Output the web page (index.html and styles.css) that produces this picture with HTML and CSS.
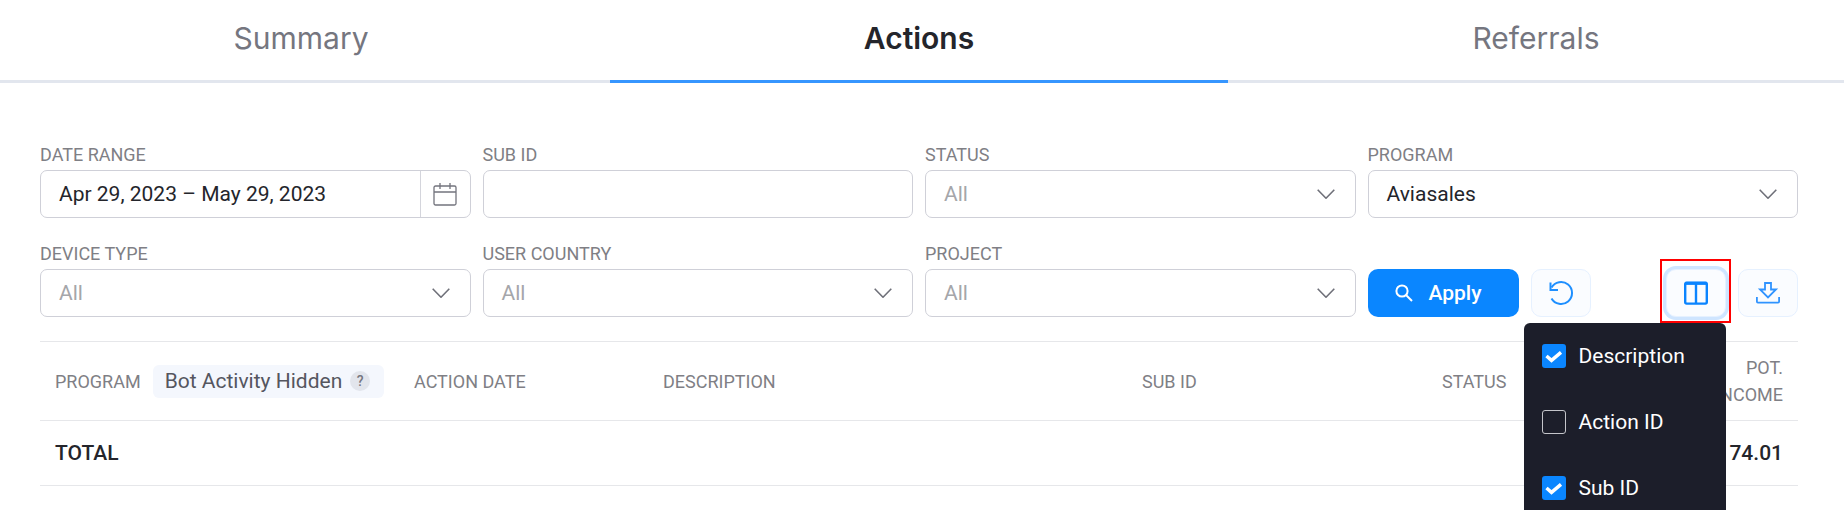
FILE: index.html
```html
<!DOCTYPE html>
<html lang="en">
<head>
<meta charset="utf-8">
<title>Actions</title>
<link rel="stylesheet" href="styles.css">
</head>
<body>
<nav class="tabs">
  <a class="tab tab-first">Summary</a>
  <a class="tab tab-active">Actions</a>
  <a class="tab">Referrals</a>
</nav>
<main class="content">
  <section class="filters">
    <div class="field">
      <label class="label">DATE RANGE</label>
      <div class="control date">
        <span class="value date-value">Apr 29, 2023 – May 29, 2023</span>
        <span class="date-btn">
          <svg width="24" height="24" viewBox="0 0 24 24" fill="none" stroke="#73747d" stroke-width="1.3"><rect x="1" y="4" width="22" height="19" rx="1.5"/><path d="M1 10h22M7 1v6M17 1v6"/></svg>
        </span>
      </div>
    </div>
    <div class="field">
      <label class="label">SUB ID</label>
      <div class="control"></div>
    </div>
    <div class="field">
      <label class="label">STATUS</label>
      <div class="control select"><span class="value placeholder">All</span><svg class="chev" width="18" height="10" viewBox="0 0 18 10" fill="none" stroke="#6f7079" stroke-width="1.6"><path d="M.7.7 9 9.2 17.3.7"/></svg></div>
    </div>
    <div class="field">
      <label class="label">PROGRAM</label>
      <div class="control select"><span class="value">Aviasales</span><svg class="chev" width="18" height="10" viewBox="0 0 18 10" fill="none" stroke="#6f7079" stroke-width="1.6"><path d="M.7.7 9 9.2 17.3.7"/></svg></div>
    </div>
    <div class="field">
      <label class="label">DEVICE TYPE</label>
      <div class="control select"><span class="value placeholder">All</span><svg class="chev" width="18" height="10" viewBox="0 0 18 10" fill="none" stroke="#6f7079" stroke-width="1.6"><path d="M.7.7 9 9.2 17.3.7"/></svg></div>
    </div>
    <div class="field">
      <label class="label">USER COUNTRY</label>
      <div class="control select"><span class="value placeholder">All</span><svg class="chev" width="18" height="10" viewBox="0 0 18 10" fill="none" stroke="#6f7079" stroke-width="1.6"><path d="M.7.7 9 9.2 17.3.7"/></svg></div>
    </div>
    <div class="field">
      <label class="label">PROJECT</label>
      <div class="control select"><span class="value placeholder">All</span><svg class="chev" width="18" height="10" viewBox="0 0 18 10" fill="none" stroke="#6f7079" stroke-width="1.6"><path d="M.7.7 9 9.2 17.3.7"/></svg></div>
    </div>
    <div class="actions">
      <button class="apply">
        <svg width="18" height="18" viewBox="0 0 18 18" fill="none" stroke="#fff" stroke-width="2"><circle cx="7" cy="7" r="5.6"/><path d="m11 11 6 6"/></svg>
        <span>Apply</span>
      </button>
      <button class="icon-btn">
        <svg width="26" height="26" viewBox="0 0 26 26" fill="none" stroke="#1e8fff" stroke-width="2"><path d="M3.5 7.5A11 11 0 1 1 3.5 18.5"/><path d="M2.5 2.5v7.5h7.5"/></svg>
      </button>
      <div class="columns">
        <button class="icon-btn icon-btn-open">
          <svg width="24" height="24" viewBox="0 0 24 24" fill="none" stroke="#0a84ff" stroke-width="2.4"><rect x="1.2" y="1.6" width="21.6" height="21" rx="1.5"/><path d="M12 2v20"/><path d="M1 2.4h22" stroke-width="3"/></svg>
        </button>
        <span class="highlight"></span>
        <div class="menu">
          <div class="menu-item"><span class="check check-on"><svg width="24" height="24" viewBox="0 0 24 24" fill="none" stroke="#fff" stroke-width="3.4"><path d="m4.5 12 5 4.4 9.5-8"/></svg></span>Description</div>
          <div class="menu-item"><span class="check"></span>Action ID</div>
          <div class="menu-item"><span class="check check-on"><svg width="24" height="24" viewBox="0 0 24 24" fill="none" stroke="#fff" stroke-width="3.4"><path d="m4.5 12 5 4.4 9.5-8"/></svg></span>Sub ID</div>
        </div>
      </div>
      <button class="icon-btn">
        <svg width="24" height="22" viewBox="0 0 24 22" fill="none" stroke="#2f93ff" stroke-width="1.8"><path d="M.9 15v4.6a1 1 0 0 0 1 1h20.2a1 1 0 0 0 1-1V15"/><path d="M9 1h6v6.5h5l-8 8-8-8h5z"/></svg>
      </button>
    </div>
  </section>
  <section class="table">
    <div class="row row-head">
      <div class="cell cell-program">PROGRAM <span class="chip">Bot Activity Hidden<span class="hint">?</span></span></div>
      <div class="cell">ACTION DATE</div>
      <div class="cell">DESCRIPTION</div>
      <div class="cell">SUB ID</div>
      <div class="cell">STATUS</div>
      <div class="cell cell-right">POT.<br>INCOME</div>
    </div>
    <div class="row row-total">
      <div class="cell">TOTAL</div>
      <div class="cell"></div>
      <div class="cell"></div>
      <div class="cell"></div>
      <div class="cell"></div>
      <div class="cell cell-right">$ 74.01</div>
    </div>
  </section>
</main>
</body>
</html>
```
FILE: styles.css
```css
html, body {
  margin: 0;
  height: 510px;
  overflow: hidden;
  background: #fff;
}
body {
  font-family: "Roboto", "Liberation Sans", sans-serif;
  color: #24252b;
}
.tabs {
  display: grid;
  grid-template-columns: 610px 618px 1fr;
  height: 83px;
  box-sizing: border-box;
  border-bottom: 3px solid #e2e6ee;
}
.tab {
  display: flex;
  align-items: center;
  justify-content: center;
  height: 83px;
  box-sizing: border-box;
  padding-bottom: 8px;
  font-family: "Inter", sans-serif;
  font-size: 30px;
  color: #75767f;
}
.tab-first { padding-right: 8px; }
.tab-active {
  padding-bottom: 5px;
  border-bottom: 3px solid #3696ff;
  color: #24252b;
  font-weight: 600;
}
.content { padding: 59px 46px 0 40px; }
.filters {
  display: grid;
  grid-template-columns: repeat(4, 1fr);
  column-gap: 12px;
  row-gap: 23px;
}
.label {
  display: block;
  height: 24px;
  margin-bottom: 4px;
  font-size: 18px;
  line-height: 25px;
  color: #7f7f85;
}
.control {
  display: flex;
  align-items: center;
  justify-content: space-between;
  box-sizing: border-box;
  height: 48px;
  padding: 0 20px 0 18px;
  border: 1px solid #cfd0d8;
  border-radius: 7px;
  background: #fff;
}
.value { font-size: 21px; color: #24252b; }
.placeholder { color: #a5a6aa; }
.date { padding-right: 0; }
.date-btn {
  display: flex;
  align-items: center;
  justify-content: center;
  width: 49px;
  height: 46px;
  border-left: 1px solid #d4d5dc;
}
.actions {
  display: flex;
  gap: 12px;
  align-self: end;
}
.apply {
  display: flex;
  align-items: center;
  justify-content: center;
  gap: 16px;
  box-sizing: border-box;
  width: 151px;
  height: 48px;
  padding: 0 10px 0 0;
  border: 0;
  border-radius: 10px;
  background: #0a86ff;
  color: #fff;
  font: 500 21px "Roboto", sans-serif;
}
.icon-btn {
  display: flex;
  align-items: center;
  justify-content: center;
  box-sizing: border-box;
  width: 60px;
  height: 48px;
  padding: 0;
  border: 1px solid #e6f1ff;
  border-radius: 10px;
  background: #fafcff;
}
.icon-btn-open { box-shadow: 0 0 0 3px #cfe5ff; }
.columns {
  position: relative;
  margin-left: 63px;
}
.highlight {
  position: absolute;
  left: -6px;
  right: -5px;
  top: -10px;
  bottom: -6px;
  border: 2px solid #f00;
  pointer-events: none;
}
.menu {
  position: absolute;
  top: 54px;
  right: 0;
  width: 202px;
  border-radius: 6px;
  background: #1c1e2a;
  z-index: 2;
}
.menu-item {
  display: flex;
  align-items: center;
  gap: 13px;
  height: 66px;
  padding-left: 18px;
  font-size: 21px;
  color: #fff;
}
.check {
  box-sizing: border-box;
  width: 24px;
  height: 24px;
  border: 1px solid #c4c5ca;
  border-radius: 3px;
}
.check-on {
  border: 0;
  background: #0a86ff;
}
.check svg { display: block; }
.table {
  margin-top: 24px;
  border-top: 1px solid #e6e7ea;
}
.row {
  display: grid;
  grid-template-columns: 359px 249px 479px 300px 1fr 160px;
  align-items: center;
  box-sizing: border-box;
  border-bottom: 1px solid #e6e7ea;
}
.row-head {
  height: 79px;
  font-size: 18px;
  line-height: 27px;
  color: #7f7f85;
}
.row-total {
  height: 65px;
  font-size: 21px;
  font-weight: 500;
  color: #24252b;
}
.cell { padding: 0 15px; }
.cell-program {
  display: flex;
  align-items: center;
  gap: 12px;
  padding-right: 0;
}
.cell-right { text-align: right; }
.chip {
  display: inline-flex;
  flex: none;
  align-items: center;
  gap: 8px;
  height: 33px;
  padding: 0 14px 0 12px;
  border-radius: 6px;
  background: #f4f7fd;
  font-size: 21px;
  white-space: nowrap;
  color: #55565f;
}
.hint {
  width: 20px;
  height: 20px;
  border-radius: 50%;
  background: #e2e5ec;
  font-size: 14px;
  font-weight: 500;
  line-height: 20px;
  text-align: center;
  color: #75767f;
}
```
^^^^^^^^^^^^^^^^
▸ INSTRUCTIONS FOR THE TASK: Check every line of the data above for the string "styles", and copy those that have it.

▸ COMPLETE OUTPUT:
Output the web page (index.html and styles.css) that produces this picture with HTML and CSS.
<link rel="stylesheet" href="styles.css">
FILE: styles.css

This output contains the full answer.